Direction |
Copy each line in which the string "this" occurs.

--- START Record extracts ---

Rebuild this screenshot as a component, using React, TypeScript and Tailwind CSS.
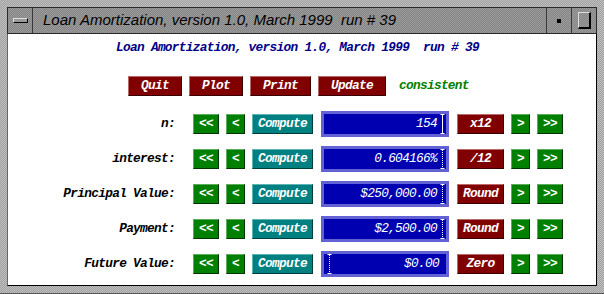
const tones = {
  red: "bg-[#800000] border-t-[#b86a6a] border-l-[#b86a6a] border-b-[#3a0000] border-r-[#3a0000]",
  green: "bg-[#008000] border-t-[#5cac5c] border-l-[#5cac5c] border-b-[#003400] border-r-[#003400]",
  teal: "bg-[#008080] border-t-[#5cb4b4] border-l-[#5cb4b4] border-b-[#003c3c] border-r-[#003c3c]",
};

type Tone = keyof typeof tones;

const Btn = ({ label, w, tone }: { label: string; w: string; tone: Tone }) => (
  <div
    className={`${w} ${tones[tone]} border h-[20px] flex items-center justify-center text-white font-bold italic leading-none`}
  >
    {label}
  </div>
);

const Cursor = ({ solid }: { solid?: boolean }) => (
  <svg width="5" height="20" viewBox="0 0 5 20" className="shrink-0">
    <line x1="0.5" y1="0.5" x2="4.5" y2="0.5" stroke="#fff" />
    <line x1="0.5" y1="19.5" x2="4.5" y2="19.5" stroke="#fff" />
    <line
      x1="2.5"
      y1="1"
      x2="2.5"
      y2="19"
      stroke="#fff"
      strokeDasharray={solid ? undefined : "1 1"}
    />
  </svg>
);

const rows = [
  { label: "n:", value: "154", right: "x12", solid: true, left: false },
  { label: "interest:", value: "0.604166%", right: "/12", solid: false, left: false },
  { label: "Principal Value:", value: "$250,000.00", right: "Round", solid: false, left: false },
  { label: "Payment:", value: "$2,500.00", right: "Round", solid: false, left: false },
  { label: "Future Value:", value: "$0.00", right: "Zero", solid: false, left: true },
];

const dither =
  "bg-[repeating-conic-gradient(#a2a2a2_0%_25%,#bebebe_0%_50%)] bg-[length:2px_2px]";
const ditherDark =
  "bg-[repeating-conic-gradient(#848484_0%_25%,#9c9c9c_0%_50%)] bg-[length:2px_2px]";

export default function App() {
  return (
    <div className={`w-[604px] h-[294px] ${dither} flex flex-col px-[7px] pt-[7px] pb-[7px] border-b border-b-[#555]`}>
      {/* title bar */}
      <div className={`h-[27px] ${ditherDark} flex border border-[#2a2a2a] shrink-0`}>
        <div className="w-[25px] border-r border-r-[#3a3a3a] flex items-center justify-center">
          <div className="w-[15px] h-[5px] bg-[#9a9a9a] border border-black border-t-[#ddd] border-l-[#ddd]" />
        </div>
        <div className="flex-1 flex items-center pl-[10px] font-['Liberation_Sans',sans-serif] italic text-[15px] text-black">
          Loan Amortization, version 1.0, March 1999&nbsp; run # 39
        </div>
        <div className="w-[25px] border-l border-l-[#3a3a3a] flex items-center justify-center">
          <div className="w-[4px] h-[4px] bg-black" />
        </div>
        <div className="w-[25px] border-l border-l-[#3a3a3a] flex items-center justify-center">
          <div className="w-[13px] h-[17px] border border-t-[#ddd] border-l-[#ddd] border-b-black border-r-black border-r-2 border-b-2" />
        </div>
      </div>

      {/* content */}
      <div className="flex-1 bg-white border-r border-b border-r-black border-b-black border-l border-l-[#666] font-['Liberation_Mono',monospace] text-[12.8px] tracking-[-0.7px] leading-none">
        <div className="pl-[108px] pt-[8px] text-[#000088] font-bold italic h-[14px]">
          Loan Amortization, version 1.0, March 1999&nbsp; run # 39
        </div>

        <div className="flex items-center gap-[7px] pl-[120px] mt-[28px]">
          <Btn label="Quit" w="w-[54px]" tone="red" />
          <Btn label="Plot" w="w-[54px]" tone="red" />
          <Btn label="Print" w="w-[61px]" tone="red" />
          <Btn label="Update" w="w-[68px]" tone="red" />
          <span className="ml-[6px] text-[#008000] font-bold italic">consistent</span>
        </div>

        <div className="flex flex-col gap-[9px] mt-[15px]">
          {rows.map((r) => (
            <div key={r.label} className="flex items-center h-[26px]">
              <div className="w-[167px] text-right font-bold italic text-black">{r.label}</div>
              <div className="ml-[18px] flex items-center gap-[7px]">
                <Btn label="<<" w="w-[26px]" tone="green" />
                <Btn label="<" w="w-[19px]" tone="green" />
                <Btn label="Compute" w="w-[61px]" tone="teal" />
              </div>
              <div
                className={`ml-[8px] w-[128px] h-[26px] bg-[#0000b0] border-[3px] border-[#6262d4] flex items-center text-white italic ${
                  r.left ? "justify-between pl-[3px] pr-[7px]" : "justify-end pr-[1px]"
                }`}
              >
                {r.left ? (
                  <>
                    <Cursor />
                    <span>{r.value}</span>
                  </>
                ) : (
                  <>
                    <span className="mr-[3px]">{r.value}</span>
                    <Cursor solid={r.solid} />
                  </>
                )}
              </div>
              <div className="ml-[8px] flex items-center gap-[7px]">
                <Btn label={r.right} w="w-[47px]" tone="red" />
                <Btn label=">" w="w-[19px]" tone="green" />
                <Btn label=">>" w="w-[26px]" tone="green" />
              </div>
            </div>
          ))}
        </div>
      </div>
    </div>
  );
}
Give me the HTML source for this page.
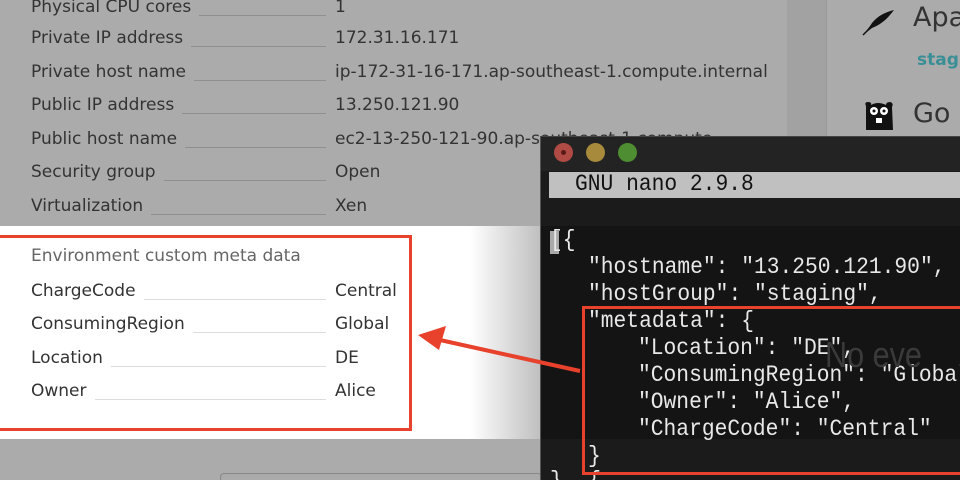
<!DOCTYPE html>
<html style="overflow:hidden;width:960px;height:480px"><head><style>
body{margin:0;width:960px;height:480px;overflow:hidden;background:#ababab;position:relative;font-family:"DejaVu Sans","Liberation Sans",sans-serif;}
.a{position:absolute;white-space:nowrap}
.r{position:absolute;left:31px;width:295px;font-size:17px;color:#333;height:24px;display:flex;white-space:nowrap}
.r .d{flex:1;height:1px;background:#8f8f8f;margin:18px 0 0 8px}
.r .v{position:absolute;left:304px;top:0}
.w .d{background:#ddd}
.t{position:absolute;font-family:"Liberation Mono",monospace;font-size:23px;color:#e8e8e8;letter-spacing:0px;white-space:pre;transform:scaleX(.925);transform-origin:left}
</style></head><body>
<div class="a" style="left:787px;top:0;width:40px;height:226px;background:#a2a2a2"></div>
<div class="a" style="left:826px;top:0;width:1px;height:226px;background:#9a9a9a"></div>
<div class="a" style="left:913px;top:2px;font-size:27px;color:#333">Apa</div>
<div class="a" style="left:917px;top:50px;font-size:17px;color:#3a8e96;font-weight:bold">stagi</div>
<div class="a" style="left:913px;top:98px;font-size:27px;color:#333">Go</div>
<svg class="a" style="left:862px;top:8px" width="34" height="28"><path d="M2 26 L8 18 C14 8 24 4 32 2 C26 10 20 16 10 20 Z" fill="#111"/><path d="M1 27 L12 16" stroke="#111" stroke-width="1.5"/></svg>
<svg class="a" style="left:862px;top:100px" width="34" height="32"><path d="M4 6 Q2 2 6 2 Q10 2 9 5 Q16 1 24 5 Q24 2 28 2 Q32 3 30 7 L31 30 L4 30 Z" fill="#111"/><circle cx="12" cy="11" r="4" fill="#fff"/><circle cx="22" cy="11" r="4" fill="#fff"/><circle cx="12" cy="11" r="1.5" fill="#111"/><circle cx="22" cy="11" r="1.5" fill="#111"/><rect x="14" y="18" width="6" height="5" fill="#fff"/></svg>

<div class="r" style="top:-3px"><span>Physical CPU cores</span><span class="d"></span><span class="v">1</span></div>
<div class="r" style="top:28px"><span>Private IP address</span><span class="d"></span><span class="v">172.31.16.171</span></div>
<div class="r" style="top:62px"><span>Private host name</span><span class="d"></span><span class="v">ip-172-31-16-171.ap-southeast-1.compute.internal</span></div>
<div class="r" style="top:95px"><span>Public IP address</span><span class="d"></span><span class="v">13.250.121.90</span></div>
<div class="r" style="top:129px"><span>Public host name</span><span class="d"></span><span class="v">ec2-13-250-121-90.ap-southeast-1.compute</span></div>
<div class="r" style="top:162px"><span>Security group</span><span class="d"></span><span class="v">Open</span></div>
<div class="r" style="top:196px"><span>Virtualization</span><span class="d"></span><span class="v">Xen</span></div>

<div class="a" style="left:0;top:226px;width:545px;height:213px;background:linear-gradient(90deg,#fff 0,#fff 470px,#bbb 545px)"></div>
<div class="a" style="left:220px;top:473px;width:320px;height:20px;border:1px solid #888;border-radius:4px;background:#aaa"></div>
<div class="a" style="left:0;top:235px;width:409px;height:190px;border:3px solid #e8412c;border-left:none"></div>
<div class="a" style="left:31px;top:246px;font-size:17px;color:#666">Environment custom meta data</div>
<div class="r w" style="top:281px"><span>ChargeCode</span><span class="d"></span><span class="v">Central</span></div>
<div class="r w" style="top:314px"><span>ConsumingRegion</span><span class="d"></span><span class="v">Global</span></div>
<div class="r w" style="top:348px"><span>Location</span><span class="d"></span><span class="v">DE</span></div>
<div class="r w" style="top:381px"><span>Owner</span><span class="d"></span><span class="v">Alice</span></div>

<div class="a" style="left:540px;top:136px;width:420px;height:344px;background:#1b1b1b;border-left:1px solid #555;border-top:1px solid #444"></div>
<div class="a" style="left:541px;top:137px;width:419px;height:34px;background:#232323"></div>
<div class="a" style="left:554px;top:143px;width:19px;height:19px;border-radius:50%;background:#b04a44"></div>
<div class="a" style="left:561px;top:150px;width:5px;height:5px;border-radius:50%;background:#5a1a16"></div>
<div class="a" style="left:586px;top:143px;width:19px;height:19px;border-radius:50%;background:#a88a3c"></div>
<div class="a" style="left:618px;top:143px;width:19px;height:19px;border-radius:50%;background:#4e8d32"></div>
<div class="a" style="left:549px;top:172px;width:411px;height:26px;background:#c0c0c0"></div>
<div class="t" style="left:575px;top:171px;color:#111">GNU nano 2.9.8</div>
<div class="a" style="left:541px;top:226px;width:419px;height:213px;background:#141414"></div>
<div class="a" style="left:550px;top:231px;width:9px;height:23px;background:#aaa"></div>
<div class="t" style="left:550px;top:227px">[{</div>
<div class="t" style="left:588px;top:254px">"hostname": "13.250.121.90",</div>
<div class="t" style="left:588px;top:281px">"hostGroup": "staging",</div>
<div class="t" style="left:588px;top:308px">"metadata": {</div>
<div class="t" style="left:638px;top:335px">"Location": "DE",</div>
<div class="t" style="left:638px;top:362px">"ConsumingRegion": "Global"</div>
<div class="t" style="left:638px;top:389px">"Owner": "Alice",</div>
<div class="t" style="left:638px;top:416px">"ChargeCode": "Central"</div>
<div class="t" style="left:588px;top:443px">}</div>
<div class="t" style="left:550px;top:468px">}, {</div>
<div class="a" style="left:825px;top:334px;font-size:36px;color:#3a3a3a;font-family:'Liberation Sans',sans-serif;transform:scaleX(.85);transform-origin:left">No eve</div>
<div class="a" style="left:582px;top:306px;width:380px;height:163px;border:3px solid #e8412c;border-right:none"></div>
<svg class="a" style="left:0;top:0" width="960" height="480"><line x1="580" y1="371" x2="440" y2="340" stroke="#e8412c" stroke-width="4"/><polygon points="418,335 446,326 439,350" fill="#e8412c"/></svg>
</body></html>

--- END Record extracts ---

Task output |
Rebuild this screenshot as a component, using React, TypeScript and Tailwind CSS.
Give me the HTML source for this page.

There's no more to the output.